MerPeople: In my opinion, one of the areas in which Netflix delivers the most consistently compelling content is on the documentary front. There are, quite frankly, too many examples to count at this point wherein a story looks completely bonkers on paper — gay, bigamist meth user caught up in a murder-for-hire plot in the world of big cat breeding sound familiar? — and it turns out to be a massive hit on the streamer. I’m not saying MerPeople will end up replicating the buzz of Tiger King, but the strangest-sounding Netflix documentaries often turn out to be the most memorable.
In this particular Netflix release, viewers will be introduced to the world of underwater performers, who’ve turned a love for mermaids into real-world careers. Over four episodes, MerPeople will take its audience from small-town shows in Florida to the crowning of the King and Queen of the Seas in the Bahamas. Release date: May 23.
A German-language homage to Inglourious Basterds? Yes, please!

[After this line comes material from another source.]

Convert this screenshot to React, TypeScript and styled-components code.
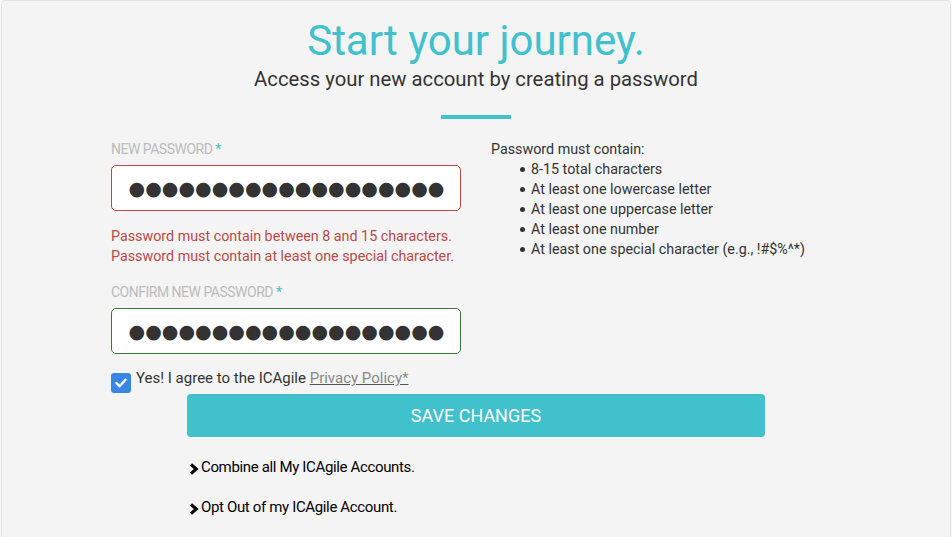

Finally, we come to Blood & Gold — a Netflix release that comes at a time when World War II films are kind of having a moment. Specifically, WWII films that revel largely in just seeing how many Nazis can be butchered onscreen by the time the credits roll.
Just a few weeks ago, for example, I wrote about Sisu — a film with so much gore and dead Nazis that it, in my opinion, out-Tarantinos Inglorious Basterds and basically gives viewers John Wick: The WWII edition. As I said in my review of Sisu, from Finnish screenwriter and director Jalmari Helander: Some things, like watching a horde of Nazis die in all manner of gruesome, extremely bloody ways at the hands of a one-man, John Wick-like killing machine, never go out of style.
You can also say the same thing about Blood & Gold, a movie from filmmaker Peter Throwarth that Netflix will release on May 26.
What it’s about: The action takes place during the spring of 1945 and introduces us to a German deserter named Heinrich. While on his way home from the front and desperate to see his daughter again, Heinrich stumbles into a marauding band of SS troops — whose leader decides to leave him hanging from a tree. At the last minute, though, a young and courageous farmer named Elsa cuts him down, saving his life.
While Heinrich hides out on her farm, the SS troops antagonize a nearby village by scouring it for hidden treasure. Heinrich and Elsa soon find themselves unwittingly dragged into the hunt for the gold — and into a bloody showdown at the village church.
This Netflix release should do well, especially coming from a German director who’s already proven that he knows how to craft a hit Netflix title (his first Netflix movie was 2021’s Blood Red Sky). And speaking about Inglourious Basterds as I did above — Throwarth added, in a promotional interview with Netflix, that without the influence of that Tarantino masterpiece, Blood & Gold probably wouldn’t exist. I don’t know about you, but that’s enough to have me massively excited for this one all by itself.